The Irony Of The Fires

by Curt Kovener        

In the Middle Ages in Great Britain, the church held significant sway over government leaders and the general populace. Church leaders liked dictating to others how they should live as it kept the church in a position of power. The religious intolerance resulted in one of the greatest human tragedies in history.

The church fathers used fear and intimidation to force the populace to behave the way they deemed appropriate and punish those who behaved inappropriate (and thus the leaders were enabled to remain in a position of authority).

One of the church’s methods of intimidation was carried out on females. Women with mental or emotional issues by today’s medical standards were often labeled as witches by the church. The church fathers of the day came up with a variety of ways of ‘proving’, the poor soul was a practitioner of the black arts.

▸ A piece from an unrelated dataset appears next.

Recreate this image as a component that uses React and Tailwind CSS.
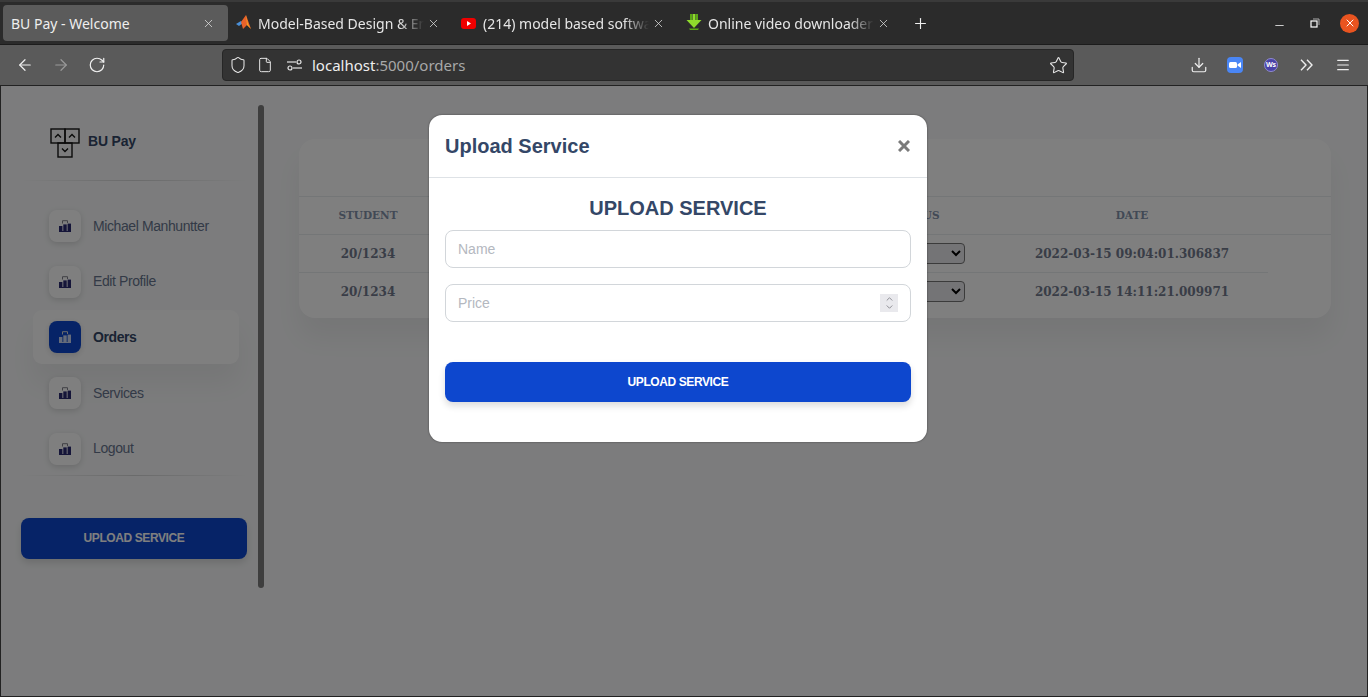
import React from "react";
import { ArrowLeft, ArrowRight, RotateCw, Shield, File, Star, Download, Menu, X, Plus, Minus, ChevronUp, ChevronDown } from "lucide-react";

const MatlabIcon = () => (
  <svg width="16" height="16" viewBox="0 0 16 16" className="shrink-0">
    <path d="M0 9 L5 6 L7 8 L3 11 Z" fill="#4a90d9" />
    <path d="M5 7 L10 0 L15 14 L11 10 L7 14 Z" fill="#e8622a" />
    <path d="M10 0 L12 9 L15 14 L11 10 Z" fill="#f5a623" />
  </svg>
);
const YouTubeIcon = () => (
  <svg width="15" height="15" viewBox="0 0 15 15" className="shrink-0">
    <rect x="0" y="2" width="15" height="11" rx="3" fill="#f00000" />
    <path d="M6 5 L10 7.5 L6 10 Z" fill="#fff" />
  </svg>
);
const ArrowFav = () => (
  <svg width="16" height="18" viewBox="0 0 16 18" className="shrink-0 -mt-[3px]">
    <path d="M4 1 H6 V7 H4 Z M10 1 H12 V7 H10 Z" fill="#5aa815" />
    <path d="M6.5 1 H9.5 V7 H6.5 Z" fill="#8fdc2c" />
    <path d="M0.5 7 H15.5 L8 15 Z" fill="#8fdc2c" />
    <path d="M3 15.5 H13 L12 17 H4 Z" fill="#5aa815" />
  </svg>
);

const Tab = ({ icon, label, active, fade }) => (
  <div className={`w-[225px] h-[36px] shrink-0 flex items-center rounded-[4px] pl-[8px] pr-[13px] ${active ? "bg-[#5b5b5b]" : ""}`}>
    {icon && <span className="w-[22px] shrink-0 flex items-center">{icon}</span>}
    <span className={`flex-1 overflow-hidden whitespace-nowrap text-[14px] pt-[1px] ${active ? "text-[#eeeeee]" : "text-[#e6e6e6]"} ${fade ? "[mask-image:linear-gradient(to_right,black_85%,transparent)]" : ""}`}>
      {label}
    </span>
    <X size={13} strokeWidth={1.4} className="shrink-0 ml-[3px] text-[#e0e0e0]" />
  </div>
);

const SlidersIcon = () => (
  <svg width="15" height="12" viewBox="0 0 15 12" fill="none" stroke="#e6e6e6" strokeWidth="1.2">
    <path d="M0 3 H9" />
    <circle cx="12" cy="3" r="2" />
    <circle cx="3" cy="9" r="2" />
    <path d="M6 9 H15" />
  </svg>
);

const Logo = () => (
  <svg width="30" height="30" viewBox="0 0 30 30" fill="none" stroke="#141414" strokeWidth="1.4" className="shrink-0">
    <rect x="1" y="1" width="14" height="14" />
    <rect x="15" y="1" width="14" height="14" />
    <rect x="8" y="15" width="14" height="14" />
    <path d="M5 9.5 L8 6.5 L11 9.5 M19 9.5 L22 6.5 L25 9.5 M12 20.5 L15 23.5 L18 20.5" />
  </svg>
);

const NavGlyph = ({ active }) => {
  const fill = active ? "#ffffff" : "#2a2a72";
  const op = active ? 0.78 : 1;
  return (
    <svg width="12" height="12" viewBox="0 0 12 12" fill="none">
      <path d="M3.5 3.5 V0.7 H8.5 V3" stroke={active ? "#d8d8d8" : "#80808c"} strokeWidth="1" />
      <g fill={fill} opacity={op}>
        <rect x="0" y="6" width="3.4" height="6" />
        <rect x="4.3" y="4.4" width="3.4" height="7.6" />
        <rect x="8.6" y="3.6" width="3.4" height="8.4" />
        <rect x="0" y="11" width="12" height="1" />
      </g>
    </svg>
  );
};

const NavItem = ({ label, active }) => (
  <div className={`h-[54px] flex items-center pl-[16px] rounded-[9px] ${active ? "bg-white shadow-[0_20px_27px_rgba(0,0,0,0.05)]" : ""}`}>
    <div className={`w-[32px] h-[32px] rounded-[8px] flex items-center justify-center shadow-[0_2px_6px_rgba(0,0,0,0.14)] ${active ? "bg-[#0d47ce]" : "bg-white"}`}>
      <NavGlyph active={active} />
    </div>
    <span className={`ml-[12px] text-[14px] tracking-[-0.4px] ${active ? "font-bold text-[#344767]" : "text-[#67748e]"}`}>{label}</span>
  </div>
);

const Divider = () => (
  <div className="h-px bg-[linear-gradient(to_right,transparent,rgba(0,0,0,0.14),transparent)]" />
);

const cols = "grid grid-cols-[138px_391px_168px_272px] items-center";

const Row = ({ date, line }) => (
  <div className="h-[38px] w-[969px]">
    <div className={`${cols} h-[37px] font-['DejaVu_Serif',serif] text-[12px] font-bold text-[#737b8e]`}>
      <div className="text-center">20/1234</div>
      <div />
      <div className="text-center">
        <select className="w-[106px] h-[21px] border border-[#767676] rounded-[4px] bg-[#e9e9ed] text-[13px] text-black align-middle">
          <option>Pending</option>
        </select>
      </div>
      <div className="text-center">{date}</div>
    </div>
    {line && <div className="h-px bg-[#e9ecef]" />}
  </div>
);

export default function App() {
  return (
    <div className="w-[1368px] h-[697px] flex flex-col overflow-hidden font-['Liberation_Sans',sans-serif]">
      {/* Tab strip */}
      <div className="h-[45px] shrink-0 bg-[#2b2b2b] border-t-2 border-t-[#3a3a3a] border-b border-b-[#1c1c1c] flex items-center pl-[3px] font-['Noto_Sans',sans-serif]">
        <Tab label="BU Pay - Welcome" active />
        <Tab icon={<MatlabIcon />} label="Model-Based Design & Engineering" fade />
        <Tab icon={<YouTubeIcon />} label="(214) model based software" fade />
        <Tab icon={<ArrowFav />} label="Online video downloader" fade />
        <Plus size={17} strokeWidth={1.6} className="ml-[9px] text-[#f0f0f0]" />
        <div className="flex-1" />
        <div className="flex items-center">
          <Minus size={13} strokeWidth={1.4} className="text-white mt-[4px]" />
          <svg width="10" height="10" viewBox="0 0 10 10" fill="none" className="ml-[24px]">
            <rect x="1" y="3" width="6" height="6" stroke="#fff" strokeWidth="1.2" />
            <path d="M3 1 H9 V7" stroke="#aaa" strokeWidth="1" />
          </svg>
          <div className="ml-[20px] mr-[9px] w-[19px] h-[19px] rounded-full bg-[#e95420] flex items-center justify-center">
            <X size={12} strokeWidth={2} className="text-white" />
          </div>
        </div>
      </div>

      {/* Toolbar */}
      <div className="h-[41px] shrink-0 bg-[#5a5a5a] border-b border-b-[#222222] flex items-center pl-[16px] pr-[17px] font-['Noto_Sans',sans-serif]">
        <ArrowLeft size={18} strokeWidth={1.6} className="text-[#f0f0f0]" />
        <ArrowRight size={18} strokeWidth={1.6} className="ml-[18px] text-[#9a9a9a]" />
        <RotateCw size={18} strokeWidth={1.6} className="ml-[18px] text-[#f0f0f0]" />
        <div className="ml-[116px] w-[852px] h-[32px] bg-[#333333] border border-[#262626] rounded-[4px] flex items-center pl-[6px] pr-[5px]">
          <Shield size={18} strokeWidth={1.4} className="text-[#e6e6e6]" />
          <File size={16} strokeWidth={1.5} className="ml-[10px] text-[#e6e6e6]" />
          <span className="ml-[14px] flex"><SlidersIcon /></span>
          <span className="ml-[10px] text-[15px] whitespace-nowrap text-[#eeeeee]">localhost<span className="text-[#a8a8a8]">:5000/orders</span></span>
          <div className="flex-1" />
          <Star size={19} strokeWidth={1.4} className="text-[#e6e6e6]" />
        </div>
        <div className="flex-1" />
        <Download size={18} strokeWidth={1.6} className="text-[#eeeeee]" />
        <div className="ml-[19px] w-[16px] h-[16px] rounded-[4px] bg-[#4a86f5] flex items-center justify-center">
          <svg width="12" height="8" viewBox="0 0 12 8"><rect x="0" y="1" width="8" height="6" rx="1.5" fill="#fff" /><path d="M8.5 3.5 L12 1 V7 L8.5 4.5 Z" fill="#fff" /></svg>
        </div>
        <div className="ml-[21px] w-[14px] h-[14px] rounded-full bg-[#4a42a8] border border-[#8f8bd0] flex items-center justify-center text-[7px] font-bold text-white">Ws</div>
        <svg width="13" height="12" viewBox="0 0 13 12" fill="none" stroke="#eeeeee" strokeWidth="1.4" className="ml-[22px]">
          <path d="M1 0.7 L6 6 L1 11.3 M7 0.7 L12 6 L7 11.3" />
        </svg>
        <Menu size={16} strokeWidth={1.7} className="ml-[22px] text-[#eeeeee]" />
      </div>

      {/* Page */}
      <div className="relative flex-1 flex items-start bg-[#f8f9fa] border-x border-b border-[#222222]">
        <aside className="ml-[20px] w-[226px] shrink-0 pt-[42px]">
          <div className="flex items-center ml-[29px] h-[29px]">
            <Logo />
            <span className="ml-[8px] pb-[2px] text-[14px] font-bold tracking-[-0.2px] text-[#344767]">BU Pay</span>
          </div>
          <div className="mt-[23px] mb-[18px]"><Divider /></div>
          <nav className="ml-[12px] w-[206px] flex flex-col gap-[1.7px]">
            <NavItem label="Michael Manhuntter" />
            <NavItem label="Edit Profile" />
            <NavItem label="Orders" active />
            <NavItem label="Services" />
            <NavItem label="Logout" />
          </nav>
          <div className="-mt-px mb-[42px]"><Divider /></div>
          <button className="w-[226px] h-[41px] rounded-[8px] bg-[#0d47ce] text-white text-[12px] font-bold tracking-[-0.4px] shadow-[0_4px_7px_rgba(0,0,0,0.12)]">UPLOAD SERVICE</button>
        </aside>

        <div className="ml-[11px] mt-[19px] w-[6px] h-[483px] rounded-full bg-[#7c7c7c] shrink-0" />

        <section className="ml-[35px] mt-[53px] w-[1032px] h-[179px] rounded-[16px] bg-white shadow-[0_20px_27px_rgba(0,0,0,0.05)] overflow-hidden">
          <div className="h-[57px]" />
          <div className="border-y border-[#e9ecef] h-[39px]">
            <div className={`${cols} h-full font-['DejaVu_Serif',serif] text-[10.5px] font-bold text-[#8392ab]`}>
              <div className="text-center">STUDENT</div>
              <div />
              <div className="text-center pl-[8px]">STATUS</div>
              <div className="text-center">DATE</div>
            </div>
          </div>
          <Row date="2022-03-15 09:04:01.306837" line />
          <Row date="2022-03-15 14:11:21.009971" />
        </section>

        {/* Modal backdrop */}
        <div className="absolute inset-0 bg-black/50">
          <div className="absolute left-[428px] top-[29px] w-[498px] h-[327px] bg-white rounded-[13px] shadow-[0_0_2px_rgba(0,0,0,0.5)]">
            <div className="h-[63px] border-b border-[#dee2e6] flex items-center justify-between pl-[16px] pr-[17px]">
              <h5 className="text-[20px] font-bold text-[#344767]">Upload Service</h5>
              <svg width="12" height="12" viewBox="0 0 12 12" stroke="#7b7b7b" strokeWidth="3"><path d="M1 1 L11 11 M11 1 L1 11" /></svg>
            </div>
            <div className="px-[16px]">
              <h3 className="h-[52px] pt-[18px] leading-[24px] text-center text-[20px] font-bold text-[#344767]">UPLOAD SERVICE</h3>
              <input placeholder="Name" className="block w-full h-[38px] rounded-[8px] border border-[#d2d6da] px-[12px] text-[14px] outline-none placeholder:text-[#b4b8c0]" />
              <div className="mt-[16px] h-[38px] rounded-[8px] border border-[#d2d6da] flex items-center pl-[12px] pr-[12px]">
                <input placeholder="Price" className="flex-1 text-[14px] outline-none placeholder:text-[#b4b8c0]" />
                <div className="w-[18px] h-[18px] bg-[#e9e9ed] flex flex-col items-center justify-center text-[#6f6f78]">
                  <ChevronUp size={11} strokeWidth={1.8} className="-mb-[1px]" />
                  <ChevronDown size={11} strokeWidth={1.8} className="-mt-[1px]" />
                </div>
              </div>
              <button className="mt-[40px] w-full h-[40px] rounded-[8px] bg-[#0d47ce] text-white text-[12px] font-bold tracking-[-0.4px] shadow-[0_4px_7px_rgba(0,0,0,0.14)]">UPLOAD SERVICE</button>
            </div>
          </div>
        </div>
      </div>
    </div>
  );
}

The simple accusation of being a witch resulted in a Catch-22 situation.

A woman charged with being a witch might have a large heavy stone placed on her. If she was crushed to death by the stone it was determined that she was not a witch and therefore, was allowed to enter into heaven. If she survived the pressing, church leaders said it proved the devil intervened to save her and she must be a witch.

Those who survived the pressing were burned at the stake to rid the community of non-Christian pestilence. Church and community leaders encouraged the witnesses of these executions to throw cats onto the fire as the felines-we today consider as pets-were then thought to be forms of demons that consorted with witches.

As a result of the destruction of thousands of cats, rats and mice proliferated. And the rodents had fleas, many of which carried the bacteria Yersinia pestis. When the rodents unchecked by the lack of cat population invaded the kitchens and homes of citizens, the resulting bubonic plague ravaged England.

It was fear mongoring by church leaders on its ignorant citizens that resulted in one of the greatest plaques which killed tens of thousands.

In 1666 a great fire in London destroyed 80 percent of the city but also ended the outbreak of bubonic plague.

Ironic that that which was started by fire, ended with fire.